SOURCE DATA:
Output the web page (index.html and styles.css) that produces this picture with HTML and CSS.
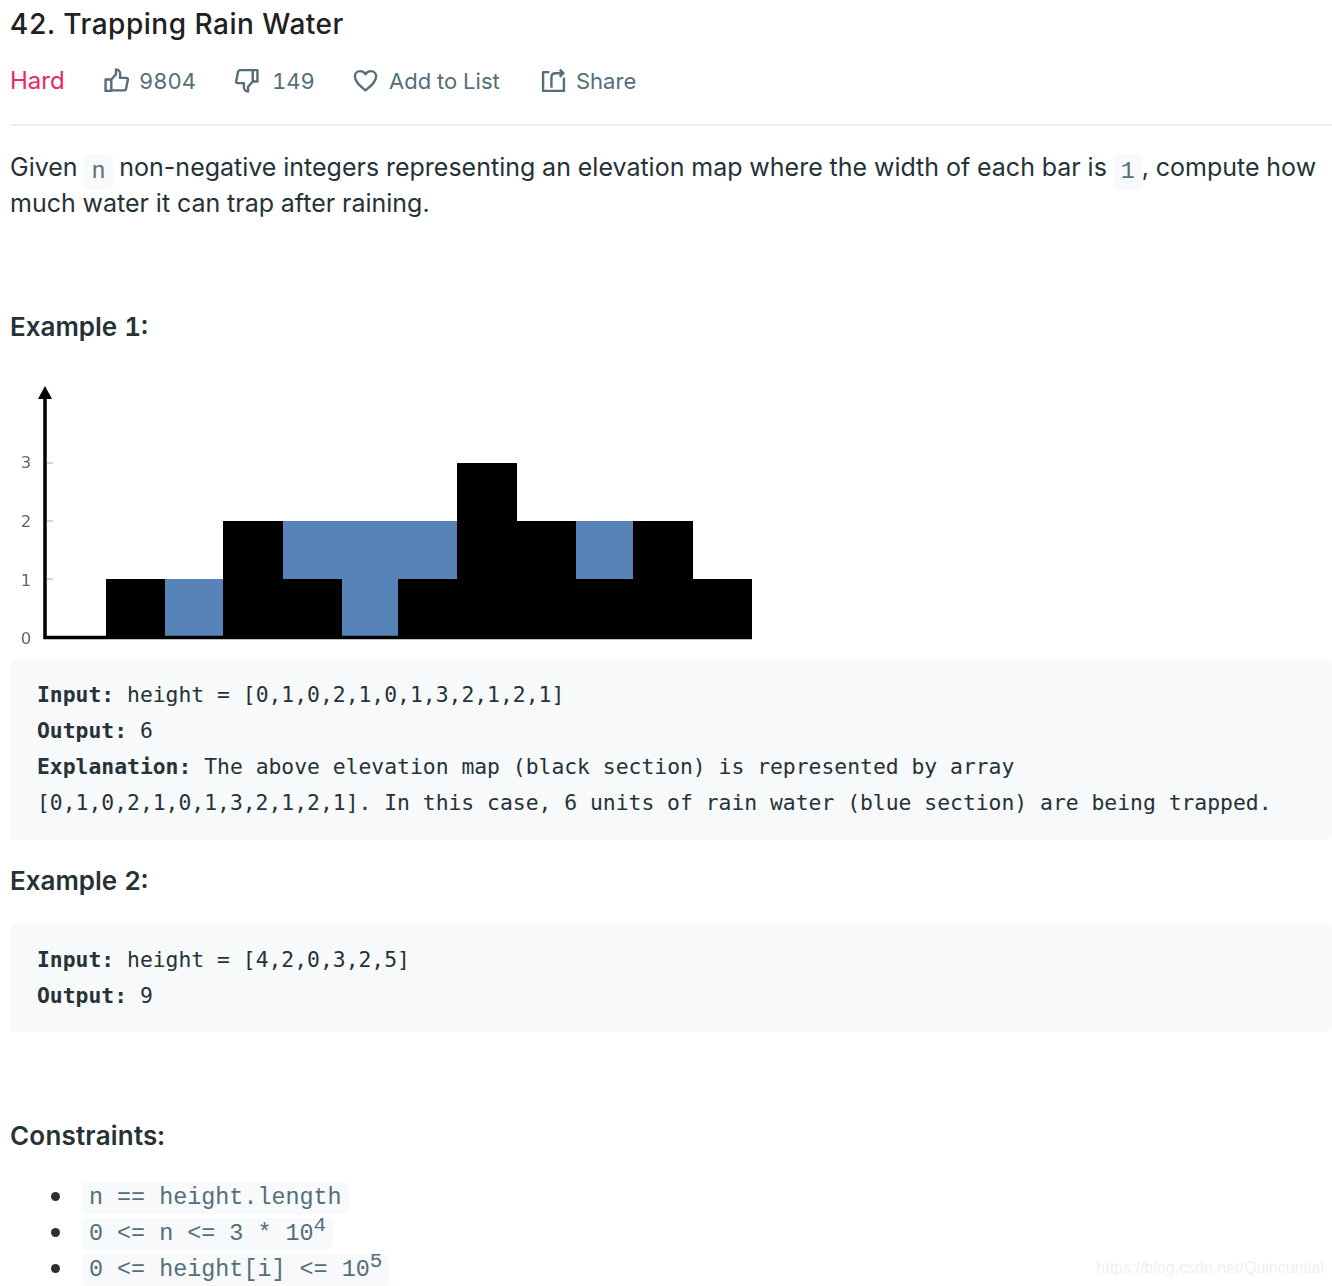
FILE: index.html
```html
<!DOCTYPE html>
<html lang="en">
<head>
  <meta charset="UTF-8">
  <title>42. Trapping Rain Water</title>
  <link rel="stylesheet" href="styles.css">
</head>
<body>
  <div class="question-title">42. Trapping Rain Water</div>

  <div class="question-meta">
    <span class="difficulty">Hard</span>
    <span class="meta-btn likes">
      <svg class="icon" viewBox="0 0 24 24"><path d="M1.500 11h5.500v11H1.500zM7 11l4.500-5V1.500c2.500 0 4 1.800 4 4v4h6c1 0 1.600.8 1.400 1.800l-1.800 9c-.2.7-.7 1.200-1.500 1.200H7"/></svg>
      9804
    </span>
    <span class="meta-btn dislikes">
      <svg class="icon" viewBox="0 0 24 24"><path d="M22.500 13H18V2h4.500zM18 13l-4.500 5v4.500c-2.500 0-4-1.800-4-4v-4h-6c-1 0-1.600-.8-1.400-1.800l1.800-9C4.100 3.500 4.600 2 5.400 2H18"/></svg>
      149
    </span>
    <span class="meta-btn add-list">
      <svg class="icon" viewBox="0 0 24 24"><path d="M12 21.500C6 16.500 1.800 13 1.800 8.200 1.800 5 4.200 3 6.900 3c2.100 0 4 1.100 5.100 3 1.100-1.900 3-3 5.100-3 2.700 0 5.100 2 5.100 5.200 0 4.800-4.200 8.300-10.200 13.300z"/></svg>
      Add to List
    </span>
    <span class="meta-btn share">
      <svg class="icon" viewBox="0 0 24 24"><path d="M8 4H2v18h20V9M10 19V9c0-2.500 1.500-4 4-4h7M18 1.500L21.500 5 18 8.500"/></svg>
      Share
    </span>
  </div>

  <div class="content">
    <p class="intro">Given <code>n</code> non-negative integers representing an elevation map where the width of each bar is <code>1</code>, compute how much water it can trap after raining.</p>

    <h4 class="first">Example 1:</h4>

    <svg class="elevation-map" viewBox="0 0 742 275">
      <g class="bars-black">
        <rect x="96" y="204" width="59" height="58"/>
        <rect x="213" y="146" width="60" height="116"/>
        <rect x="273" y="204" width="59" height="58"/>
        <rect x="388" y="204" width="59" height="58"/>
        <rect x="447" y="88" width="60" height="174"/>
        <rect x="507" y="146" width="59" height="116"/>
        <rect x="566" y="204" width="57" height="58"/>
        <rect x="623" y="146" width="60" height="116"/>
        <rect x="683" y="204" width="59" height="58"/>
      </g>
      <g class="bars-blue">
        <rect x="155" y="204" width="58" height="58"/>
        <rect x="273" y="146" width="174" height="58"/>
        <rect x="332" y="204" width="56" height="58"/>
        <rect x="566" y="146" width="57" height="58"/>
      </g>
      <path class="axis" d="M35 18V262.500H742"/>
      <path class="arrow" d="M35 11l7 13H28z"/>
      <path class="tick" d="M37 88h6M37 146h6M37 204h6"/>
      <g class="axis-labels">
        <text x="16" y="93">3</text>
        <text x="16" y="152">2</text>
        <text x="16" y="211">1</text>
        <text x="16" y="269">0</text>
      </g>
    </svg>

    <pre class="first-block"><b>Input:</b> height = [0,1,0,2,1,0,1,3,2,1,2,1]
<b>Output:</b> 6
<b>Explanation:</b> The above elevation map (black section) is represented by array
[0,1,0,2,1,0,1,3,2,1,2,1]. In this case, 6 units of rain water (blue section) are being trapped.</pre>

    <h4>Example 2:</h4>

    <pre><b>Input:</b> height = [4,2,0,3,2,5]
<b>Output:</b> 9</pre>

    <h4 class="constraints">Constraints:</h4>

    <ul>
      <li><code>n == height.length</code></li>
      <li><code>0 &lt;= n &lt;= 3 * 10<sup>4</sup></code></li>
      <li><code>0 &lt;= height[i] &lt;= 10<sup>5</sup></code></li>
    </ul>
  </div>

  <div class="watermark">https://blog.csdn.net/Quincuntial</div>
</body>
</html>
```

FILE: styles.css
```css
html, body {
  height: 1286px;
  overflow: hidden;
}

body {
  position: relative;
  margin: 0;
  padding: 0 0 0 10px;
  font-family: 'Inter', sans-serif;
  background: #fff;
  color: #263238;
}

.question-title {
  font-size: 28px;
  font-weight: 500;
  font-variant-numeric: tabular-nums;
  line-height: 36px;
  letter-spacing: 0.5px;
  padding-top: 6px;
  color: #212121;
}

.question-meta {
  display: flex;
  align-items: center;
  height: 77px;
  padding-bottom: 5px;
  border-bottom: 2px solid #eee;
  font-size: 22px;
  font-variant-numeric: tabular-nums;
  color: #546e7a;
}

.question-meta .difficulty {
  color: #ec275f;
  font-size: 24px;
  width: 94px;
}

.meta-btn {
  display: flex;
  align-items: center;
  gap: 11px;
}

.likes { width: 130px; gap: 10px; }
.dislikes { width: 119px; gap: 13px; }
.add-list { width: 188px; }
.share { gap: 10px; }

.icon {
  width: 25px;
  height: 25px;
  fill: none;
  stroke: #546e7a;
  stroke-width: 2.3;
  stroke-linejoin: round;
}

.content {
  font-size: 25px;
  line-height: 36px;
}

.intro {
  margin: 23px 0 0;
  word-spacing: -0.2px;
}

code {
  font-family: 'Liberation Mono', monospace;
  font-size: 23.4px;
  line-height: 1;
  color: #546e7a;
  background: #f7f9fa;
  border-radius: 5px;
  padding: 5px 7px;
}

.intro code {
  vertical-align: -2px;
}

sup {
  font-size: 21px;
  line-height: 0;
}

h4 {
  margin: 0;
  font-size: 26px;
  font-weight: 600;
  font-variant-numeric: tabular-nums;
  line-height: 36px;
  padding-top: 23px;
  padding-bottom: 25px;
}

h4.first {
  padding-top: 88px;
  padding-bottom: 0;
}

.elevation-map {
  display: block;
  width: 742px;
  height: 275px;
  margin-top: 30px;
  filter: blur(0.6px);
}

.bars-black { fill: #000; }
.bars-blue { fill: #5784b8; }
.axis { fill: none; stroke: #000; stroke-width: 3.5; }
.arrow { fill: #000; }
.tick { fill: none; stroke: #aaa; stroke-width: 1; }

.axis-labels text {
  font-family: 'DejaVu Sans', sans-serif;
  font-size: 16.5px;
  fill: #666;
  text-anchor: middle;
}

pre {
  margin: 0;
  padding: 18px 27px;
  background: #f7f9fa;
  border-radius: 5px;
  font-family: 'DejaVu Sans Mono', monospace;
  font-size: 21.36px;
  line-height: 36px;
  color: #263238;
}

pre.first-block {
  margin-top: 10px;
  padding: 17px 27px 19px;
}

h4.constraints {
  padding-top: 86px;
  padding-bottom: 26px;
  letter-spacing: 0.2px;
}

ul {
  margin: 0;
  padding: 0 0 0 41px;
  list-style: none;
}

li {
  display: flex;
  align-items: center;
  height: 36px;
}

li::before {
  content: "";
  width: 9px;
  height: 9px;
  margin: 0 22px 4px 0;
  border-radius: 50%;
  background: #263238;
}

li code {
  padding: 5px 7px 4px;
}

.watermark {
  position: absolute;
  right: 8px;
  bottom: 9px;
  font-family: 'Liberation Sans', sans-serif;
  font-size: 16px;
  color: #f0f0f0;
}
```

AIM:
Copy out the data above exactly, except the pictures.

COMPLETED EXERCISE:
Output the web page (index.html and styles.css) that produces this picture with HTML and CSS.
FILE: index.html
```html
<!DOCTYPE html>
<html lang="en">
<head>
  <meta charset="UTF-8">
  <title>42. Trapping Rain Water</title>
  <link rel="stylesheet" href="styles.css">
</head>
<body>
  <div class="question-title">42. Trapping Rain Water</div>

  <div class="question-meta">
    <span class="difficulty">Hard</span>
    <span class="meta-btn likes">
      <svg class="icon" viewBox="0 0 24 24"><path d="M1.500 11h5.500v11H1.500zM7 11l4.500-5V1.500c2.500 0 4 1.800 4 4v4h6c1 0 1.600.8 1.400 1.800l-1.800 9c-.2.7-.7 1.200-1.500 1.200H7"/></svg>
      9804
    </span>
    <span class="meta-btn dislikes">
      <svg class="icon" viewBox="0 0 24 24"><path d="M22.500 13H18V2h4.500zM18 13l-4.500 5v4.500c-2.500 0-4-1.800-4-4v-4h-6c-1 0-1.600-.8-1.400-1.800l1.800-9C4.100 3.500 4.600 2 5.400 2H18"/></svg>
      149
    </span>
    <span class="meta-btn add-list">
      <svg class="icon" viewBox="0 0 24 24"><path d="M12 21.500C6 16.500 1.800 13 1.800 8.200 1.800 5 4.200 3 6.900 3c2.100 0 4 1.100 5.100 3 1.100-1.900 3-3 5.100-3 2.700 0 5.100 2 5.100 5.200 0 4.800-4.200 8.300-10.200 13.300z"/></svg>
      Add to List
    </span>
    <span class="meta-btn share">
      <svg class="icon" viewBox="0 0 24 24"><path d="M8 4H2v18h20V9M10 19V9c0-2.500 1.500-4 4-4h7M18 1.500L21.500 5 18 8.500"/></svg>
      Share
    </span>
  </div>

  <div class="content">
    <p class="intro">Given <code>n</code> non-negative integers representing an elevation map where the width of each bar is <code>1</code>, compute how much water it can trap after raining.</p>

    <h4 class="first">Example 1:</h4>

    <svg class="elevation-map" viewBox="0 0 742 275">
      <g class="bars-black">
        <rect x="96" y="204" width="59" height="58"/>
        <rect x="213" y="146" width="60" height="116"/>
        <rect x="273" y="204" width="59" height="58"/>
        <rect x="388" y="204" width="59" height="58"/>
        <rect x="447" y="88" width="60" height="174"/>
        <rect x="507" y="146" width="59" height="116"/>
        <rect x="566" y="204" width="57" height="58"/>
        <rect x="623" y="146" width="60" height="116"/>
        <rect x="683" y="204" width="59" height="58"/>
      </g>
      <g class="bars-blue">
        <rect x="155" y="204" width="58" height="58"/>
        <rect x="273" y="146" width="174" height="58"/>
        <rect x="332" y="204" width="56" height="58"/>
        <rect x="566" y="146" width="57" height="58"/>
      </g>
      <path class="axis" d="M35 18V262.500H742"/>
      <path class="arrow" d="M35 11l7 13H28z"/>
      <path class="tick" d="M37 88h6M37 146h6M37 204h6"/>
      <g class="axis-labels">
        <text x="16" y="93">3</text>
        <text x="16" y="152">2</text>
        <text x="16" y="211">1</text>
        <text x="16" y="269">0</text>
      </g>
    </svg>

    <pre class="first-block"><b>Input:</b> height = [0,1,0,2,1,0,1,3,2,1,2,1]
<b>Output:</b> 6
<b>Explanation:</b> The above elevation map (black section) is represented by array
[0,1,0,2,1,0,1,3,2,1,2,1]. In this case, 6 units of rain water (blue section) are being trapped.</pre>

    <h4>Example 2:</h4>

    <pre><b>Input:</b> height = [4,2,0,3,2,5]
<b>Output:</b> 9</pre>

    <h4 class="constraints">Constraints:</h4>

    <ul>
      <li><code>n == height.length</code></li>
      <li><code>0 &lt;= n &lt;= 3 * 10<sup>4</sup></code></li>
      <li><code>0 &lt;= height[i] &lt;= 10<sup>5</sup></code></li>
    </ul>
  </div>

  <div class="watermark">https://blog.csdn.net/Quincuntial</div>
</body>
</html>
```

FILE: styles.css
```css
html, body {
  height: 1286px;
  overflow: hidden;
}

body {
  position: relative;
  margin: 0;
  padding: 0 0 0 10px;
  font-family: 'Inter', sans-serif;
  background: #fff;
  color: #263238;
}

.question-title {
  font-size: 28px;
  font-weight: 500;
  font-variant-numeric: tabular-nums;
  line-height: 36px;
  letter-spacing: 0.5px;
  padding-top: 6px;
  color: #212121;
}

.question-meta {
  display: flex;
  align-items: center;
  height: 77px;
  padding-bottom: 5px;
  border-bottom: 2px solid #eee;
  font-size: 22px;
  font-variant-numeric: tabular-nums;
  color: #546e7a;
}

.question-meta .difficulty {
  color: #ec275f;
  font-size: 24px;
  width: 94px;
}

.meta-btn {
  display: flex;
  align-items: center;
  gap: 11px;
}

.likes { width: 130px; gap: 10px; }
.dislikes { width: 119px; gap: 13px; }
.add-list { width: 188px; }
.share { gap: 10px; }

.icon {
  width: 25px;
  height: 25px;
  fill: none;
  stroke: #546e7a;
  stroke-width: 2.3;
  stroke-linejoin: round;
}

.content {
  font-size: 25px;
  line-height: 36px;
}

.intro {
  margin: 23px 0 0;
  word-spacing: -0.2px;
}

code {
  font-family: 'Liberation Mono', monospace;
  font-size: 23.4px;
  line-height: 1;
  color: #546e7a;
  background: #f7f9fa;
  border-radius: 5px;
  padding: 5px 7px;
}

.intro code {
  vertical-align: -2px;
}

sup {
  font-size: 21px;
  line-height: 0;
}

h4 {
  margin: 0;
  font-size: 26px;
  font-weight: 600;
  font-variant-numeric: tabular-nums;
  line-height: 36px;
  padding-top: 23px;
  padding-bottom: 25px;
}

h4.first {
  padding-top: 88px;
  padding-bottom: 0;
}

.elevation-map {
  display: block;
  width: 742px;
  height: 275px;
  margin-top: 30px;
  filter: blur(0.6px);
}

.bars-black { fill: #000; }
.bars-blue { fill: #5784b8; }
.axis { fill: none; stroke: #000; stroke-width: 3.5; }
.arrow { fill: #000; }
.tick { fill: none; stroke: #aaa; stroke-width: 1; }

.axis-labels text {
  font-family: 'DejaVu Sans', sans-serif;
  font-size: 16.5px;
  fill: #666;
  text-anchor: middle;
}

pre {
  margin: 0;
  padding: 18px 27px;
  background: #f7f9fa;
  border-radius: 5px;
  font-family: 'DejaVu Sans Mono', monospace;
  font-size: 21.36px;
  line-height: 36px;
  color: #263238;
}

pre.first-block {
  margin-top: 10px;
  padding: 17px 27px 19px;
}

h4.constraints {
  padding-top: 86px;
  padding-bottom: 26px;
  letter-spacing: 0.2px;
}

ul {
  margin: 0;
  padding: 0 0 0 41px;
  list-style: none;
}

li {
  display: flex;
  align-items: center;
  height: 36px;
}

li::before {
  content: "";
  width: 9px;
  height: 9px;
  margin: 0 22px 4px 0;
  border-radius: 50%;
  background: #263238;
}

li code {
  padding: 5px 7px 4px;
}

.watermark {
  position: absolute;
  right: 8px;
  bottom: 9px;
  font-family: 'Liberation Sans', sans-serif;
  font-size: 16px;
  color: #f0f0f0;
}
```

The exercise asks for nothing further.